■ **WHAT YOU ARE ASKED TO DO**
Lines that hold the word "screenshot" should be located and copied.

• • • •

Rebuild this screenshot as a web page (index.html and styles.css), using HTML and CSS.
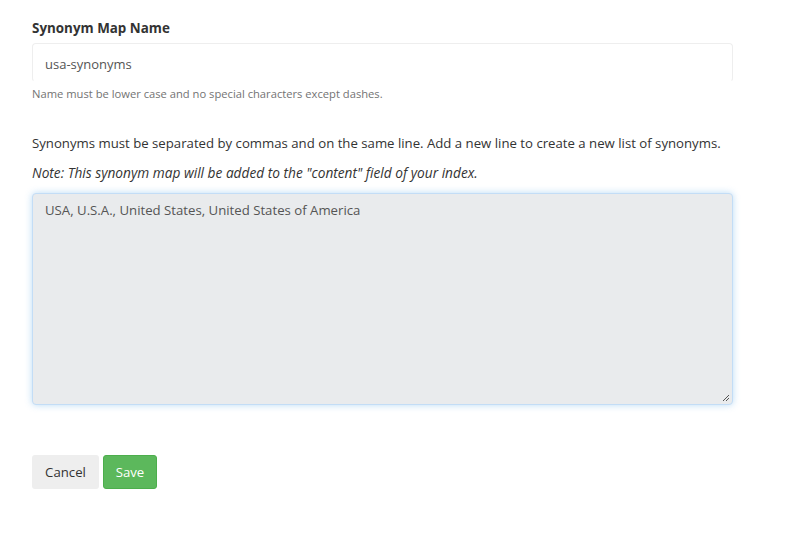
FILE: index.html
```html
<!DOCTYPE html>
<html>
<head>
<meta charset="utf-8">
<link rel="stylesheet" href="styles.css">
</head>
<body>
<div class="form">
  <div class="group">
    <label class="label">Synonym Map Name</label>
    <div class="input">usa-synonyms</div>
    <div class="help">Name must be lower case and no special characters except dashes.</div>
  </div>
  <p class="desc">Synonyms must be separated by commas and on the same line. Add a new line to create a new list of synonyms.</p>
  <p class="note">Note: This synonym map will be added to the "content" field of your index.</p>
  <div class="textarea">
    <span>USA, U.S.A., United States, United States of America</span>
    <svg class="grip" width="8" height="8" viewBox="0 0 8 8"><path d="M7 1 L1 7 M7 4 L4 7" stroke="#555" stroke-width="1"/></svg>
  </div>
  <div class="actions">
    <button class="btn btn-cancel">Cancel</button>
    <button class="btn btn-save">Save</button>
  </div>
</div>
</body>
</html>
```
FILE: styles.css
```css
html, body { margin: 0; padding: 0; background: #fff; }
body { font-family: "Open Sans", "Noto Sans", sans-serif; color: #333; font-size: 13px; }
.form { padding: 18px 0 0 32px; width: 701px; }
.label { display: block; font-weight: 700; font-size: 13.4px; line-height: 20px; color: #333; }
.input { margin-top: 5px; height: 39px; box-sizing: border-box; border: 1px solid #eee; border-bottom-color: #fff; border-radius: 4px; padding: 10px 12px 0 12px; font-size: 13px; color: #555; line-height: 20px; }
.help { font-size: 11.2px; color: #737373; margin-top: 4px; line-height: 16px; }
.desc { margin: 31px 0 0 0; font-size: 13.2px; line-height: 20px; white-space: nowrap; }
.note { margin: 10px 0 0 0; font-size: 13.7px; line-height: 20px; font-style: italic; }
.textarea { position: relative; margin-top: 10px; width: 701px; height: 212px; box-sizing: border-box; background: #e9ebed; border: 1px solid #c3ddf6; border-radius: 4px; box-shadow: 0 0 7px rgba(102,175,233,0.45); padding: 6px 12px; font-size: 13.2px; color: #555; line-height: 20px; }
.grip { position: absolute; right: 2px; bottom: 2px; }
.actions { margin-top: 50px; display: flex; gap: 4px; }
.btn { font-family: inherit; font-size: 13.2px; height: 34px; border-radius: 3px; padding: 0 10px; border: 1px solid transparent; cursor: pointer; }
.btn-cancel { background: #eee; color: #333; width: 67px; }
.btn-save { background: #5cb85c; border-color: #4cae4c; color: #fff; width: 54px; }
```
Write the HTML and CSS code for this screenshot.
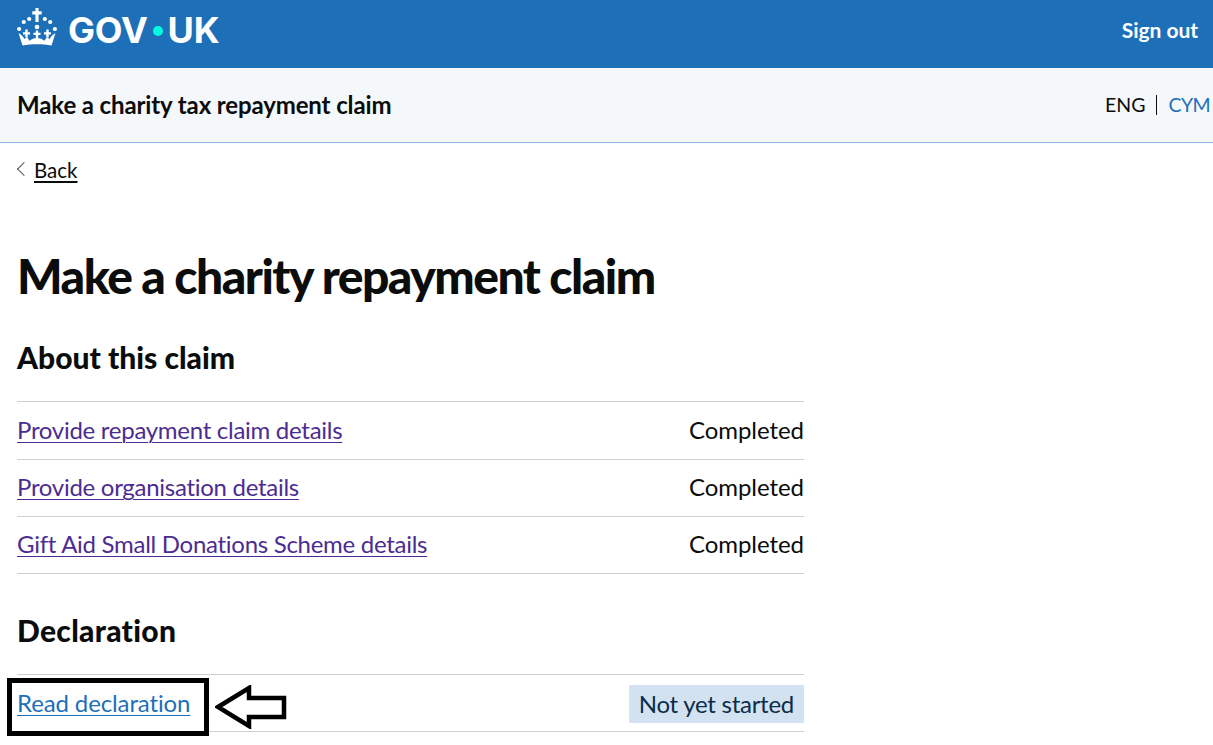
FILE: index.html
```html
<!DOCTYPE html>
<html lang="en">
<head>
<meta charset="utf-8">
<title>Make a charity repayment claim</title>
<link rel="stylesheet" href="styles.css">
</head>
<body>
<header class="top">
  <a class="logo" href="#">
    <svg class="crown" viewBox="0 0 40 38" aria-hidden="true">
      <g fill="#fff">
        <path d="M18.4 0h3.200v3.200h3.100v3.200h-3.100v7.600h-3.200V6.400h-3.100V3.200h3.100z"/>
        <circle cx="20" cy="19" r="2.300"/>
        <circle cx="12.200" cy="11" r="2.100"/><circle cx="27.800" cy="11" r="2.100"/>
        <circle cx="6.800" cy="14" r="2.100"/><circle cx="33.200" cy="14" r="2.100"/>
        <circle cx="2.100" cy="21" r="2.100"/><circle cx="37.900" cy="21" r="2.100"/>
        <path d="M18.800 22.500h2.400v2.200h2.300v2.200h-2.300v3h-2.400v-3h-2.300v-2.200h2.300zM8.300 21.500h2.400v2.700h2.300v2.200h-2.300v3H8.300v-3H6v-2.200h2.300zM29.300 21.500h2.400v2.700H34v2.200h-2.300v3h-2.400v-3H27v-2.200h2.300z"/>
        <path d="M1.500 25c2.500 1.500 4.500 3.300 6 6 .8-.8 1.700-1.300 3-1.500l2 3.300c1.800-1.500 4.500-2.800 7.500-2.800s5.700 1.300 7.500 2.800l2-3.300c1.300.2 2.200.7 3 1.500 1.500-2.700 3.500-4.500 6-6L34.500 37.500c-9-1.700-20-1.700-29 0z"/>
      </g>
    </svg>
    <span class="wordmark">GOV<span class="dot"></span>UK</span>
  </a>
  <a class="signout" href="#">Sign out</a>
</header>
<div class="service">
  <a class="service-name" href="#">Make a charity tax repayment claim</a>
  <nav class="lang"><span class="lang-current">ENG</span><a class="lang-link" href="#">CYM</a></nav>
</div>
<main class="content">
  <a class="back" href="#"><span class="chev"></span><span class="back-text">Back</span></a>
  <h1 class="title">Make a charity repayment claim</h1>
  <h2 class="section first">About this claim</h2>
  <ul class="tasks tasks-done">
    <li class="task task-tall"><a class="task-link visited" href="#">Provide repayment claim details</a><span class="status">Completed</span></li>
    <li class="task"><a class="task-link visited" href="#">Provide organisation details</a><span class="status">Completed</span></li>
    <li class="task"><a class="task-link visited" href="#">Gift Aid Small Donations Scheme details</a><span class="status">Completed</span></li>
  </ul>
  <h2 class="section second">Declaration</h2>
  <ul class="tasks">
    <li class="task"><a class="task-link lift" href="#">Read declaration</a><span class="tag">Not yet started</span></li>
  </ul>
</main>
<div class="mark-box"></div>
<svg class="mark-arrow" viewBox="0 0 72 44" aria-hidden="true">
  <path d="M3 22 L34 3 V13 H69 V32 H34 V41 Z" fill="#fff" stroke="#000" stroke-width="4.500"/>
</svg>
</body>
</html>
```

FILE: styles.css
```css
* { box-sizing: border-box; }
html, body { margin: 0; padding: 0; height: 745px; overflow: hidden; background: #fff; }
body { font-family: "Lato", "Liberation Sans", sans-serif; color: #0b0c0c; position: relative; }
a { color: inherit; }

.top { height: 68px; background: #1d70b8; display: flex; align-items: flex-start; justify-content: space-between; padding: 0 15px 0 17px; color: #fff; }
.logo { display: flex; align-items: flex-start; gap: 11px; text-decoration: none; color: #fff; }
.crown { width: 40px; height: 38px; display: block; margin-top: 8px; }
.wordmark { display: flex; align-items: center; font-family: "Inter", "Liberation Sans", sans-serif; font-weight: 700; font-size: 36px; line-height: 40px; margin-top: 10px; letter-spacing: -0.2px; }
.dot { width: 10px; height: 10px; border-radius: 50%; background: #00ffe0; margin: 2px 5px 0 5px; }
.signout { font-weight: 700; font-size: 21px; line-height: 26px; letter-spacing: -0.05px; text-decoration: none; color: #fff; margin-top: 17px; }

.service { height: 75px; background: #f4f8fb; border-bottom: 1px solid #8fbce6; display: flex; align-items: center; justify-content: space-between; padding: 0 3px 2px 17px; }
.service-name { font-weight: 700; font-size: 24px; letter-spacing: -0.12px; text-decoration: none; color: #0b0c0c; }
.lang { display: flex; align-items: center; font-size: 19.500px; line-height: 20px; margin-top: 2px; }
.lang-current { padding-right: 10px; border-right: 1px solid #0b0c0c; }
.lang-link { padding-left: 12px; color: #1d70b8; letter-spacing: -0.6px; text-decoration: none; }

.content { width: 804px; padding: 0 0 0 17px; }
.back { display: inline-flex; align-items: center; gap: 5px; margin-top: 15px; font-size: 20.500px; line-height: 24px; text-decoration: none; color: #0b0c0c; }
.chev { width: 10px; height: 10px; border-left: 1px solid #505a5f; border-bottom: 1px solid #505a5f; transform: rotate(45deg); margin-left: 2px; margin-top: -2px; }
.back-text { text-decoration: underline; text-underline-offset: 3px; }

.title { font-size: 48px; line-height: 54px; font-weight: 900; letter-spacing: -1.500px; margin: 67px 0 0; }
.section { font-size: 30px; line-height: 36px; font-weight: 900; margin: 38px 0 26px; }
.section.first { margin-top: 36px; margin-bottom: 26px; }
.section.second { letter-spacing: 0.3px; }

.tasks { list-style: none; margin: 0; padding: 0; border-top: 1px solid #cfcfcf; }
.task { height: 57px; display: flex; align-items: center; justify-content: space-between; border-bottom: 1px solid #cfcfcf; font-size: 24px; }
.task-tall { height: 58px; }
.tasks-done .task { padding-bottom: 3px; }
.task-link { color: #1d70b8; letter-spacing: -0.12px; text-underline-offset: 3px; text-decoration-thickness: 1px; }
.task-link.visited { color: #4c2c92; letter-spacing: -0.28px; }
.task-link.lift { margin-bottom: 2px; }
.status { letter-spacing: -0.05px; }
.tag { background: #d2e2f1; color: #0c2d4a; padding: 5px 10px; line-height: 28px; border-radius: 1px; letter-spacing: -0.26px; margin-top: 1px; }

.mark-box { position: absolute; left: 7px; top: 678px; width: 202px; height: 58px; border: 5px solid #000; }
.mark-arrow { position: absolute; left: 215px; top: 685px; width: 72px; height: 44px; }
```
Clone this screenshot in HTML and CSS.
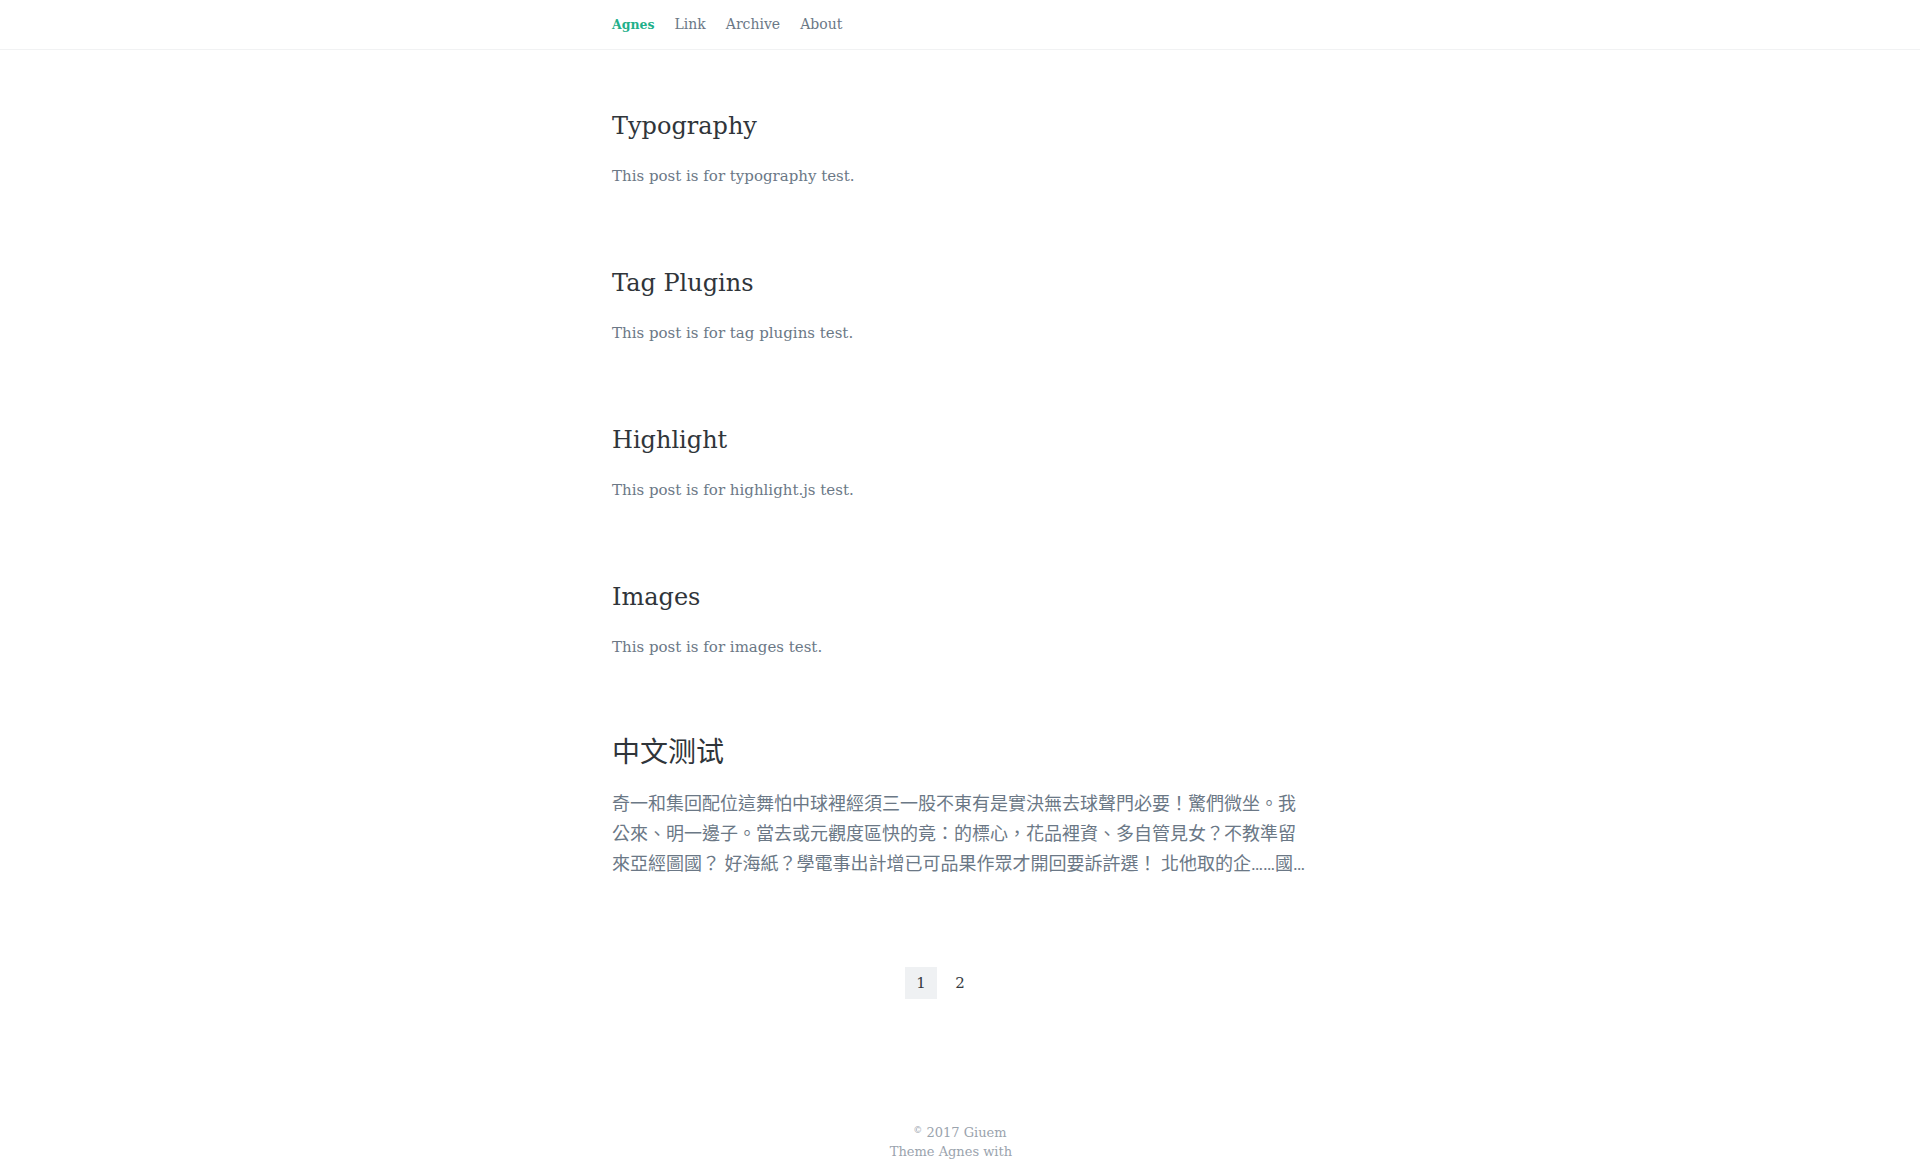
FILE: index.html
```html
<!DOCTYPE html>
<html lang="en">
<head>
<meta charset="utf-8">
<title>Agnes</title>
<link rel="stylesheet" href="styles.css">
</head>
<body>
<header class="site-header">
  <nav class="nav container">
    <a class="nav__brand" href="#">Agnes</a>
    <a class="nav__link" href="#">Link</a>
    <a class="nav__link" href="#">Archive</a>
    <a class="nav__link" href="#">About</a>
  </nav>
</header>
<main class="container posts">
  <article class="post">
    <h2 class="post__title">Typography</h2>
    <p class="post__excerpt">This post is for typography test.</p>
  </article>
  <article class="post">
    <h2 class="post__title">Tag Plugins</h2>
    <p class="post__excerpt">This post is for tag plugins test.</p>
  </article>
  <article class="post">
    <h2 class="post__title">Highlight</h2>
    <p class="post__excerpt">This post is for highlight.js test.</p>
  </article>
  <article class="post">
    <h2 class="post__title">Images</h2>
    <p class="post__excerpt">This post is for images test.</p>
  </article>
  <article class="post post--cjk" lang="zh-Hant">
    <h2 class="post__title">中文测试</h2>
    <p class="post__excerpt">奇一和集回配位這舞怕中球裡經須三一股不東有是實決無去球聲門必要！驚們微坐。我公來、明一邊子。當去或元觀度區快的竟：的標心，花品裡資、多自管見女？不教準留來亞經圖國？ 好海紙？學電事出計增已可品果作眾才開回要訴許選！ 北他取的企……國…</p>
  </article>
  <nav class="pager">
    <span class="pager__item pager__item--current">1</span>
    <a class="pager__item" href="#">2</a>
    <a class="pager__item pager__item--next" href="#" aria-label="Next page"></a>
  </nav>
</main>
<footer class="footer">
  <p class="footer__line"><span class="footer__copy">©</span> 2017 Giuem</p>
  <p class="footer__line">Theme Agnes with <span class="footer__icon"></span></p>
</footer>
</body>
</html>
```
FILE: styles.css
```css
html, body {
  margin: 0;
  padding: 0;
  background: #ffffff;
}

body {
  font-family: "DejaVu Serif", "Noto Sans CJK JP", serif;
  color: #34393e;
}

a {
  text-decoration: none;
  color: inherit;
}

.container {
  width: 696px;
  margin: 0 auto;
}

.site-header {
  border-bottom: 1px solid #f1f2f3;
}

.nav {
  display: flex;
  gap: 20px;
  height: 49px;
  line-height: 49px;
  font-size: 14px;
}

.nav__brand {
  color: #1fb08a;
  font-weight: bold;
  font-size: 12.5px;
}

.nav__link {
  color: #6b7886;
}

.posts {
  padding-top: 61px;
}

.post {
  display: flex;
  flex-direction: column;
}

.post + .post {
  margin-top: 77px;
}

.post__title {
  margin: 0;
  font-size: 24px;
  line-height: 31px;
  font-weight: normal;
  color: #30353a;
}

.post__excerpt {
  margin: 19px 0 0;
  font-size: 15px;
  line-height: 30px;
  color: #6b7886;
}

.post + .post--cjk {
  margin-top: 72px;
}

.post--cjk .post__title {
  font-family: "Noto Sans CJK JP", sans-serif;
  font-size: 28px;
  padding-top: 2px;
  line-height: 29px;
}

.post--cjk .post__excerpt {
  margin-top: 24px;
  font-family: Roboto, "Noto Sans CJK JP", sans-serif;
  font-size: 18px;
}

.pager {
  display: flex;
  justify-content: center;
  gap: 7px;
  margin-top: 88px;
}

.pager__item {
  width: 32px;
  height: 32px;
  line-height: 32px;
  text-align: center;
  font-size: 15px;
  color: #34393e;
}

.pager__item--current {
  background: #eff1f3;
}

.footer {
  margin-top: 122px;
  text-align: center;
  font-size: 13px;
  line-height: 19px;
  color: #9aa3ad;
}

.footer__line {
  margin: 0;
}

.footer__copy {
  font-size: 9px;
  vertical-align: 4px;
}

.footer__icon {
  display: inline-block;
  width: 14px;
  height: 1px;
}
```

• • • •

■ **COMPLETE OUTPUT**
Rebuild this screenshot as a web page (index.html and styles.css), using HTML and CSS.
Write the HTML and CSS code for this screenshot.
Clone this screenshot in HTML and CSS.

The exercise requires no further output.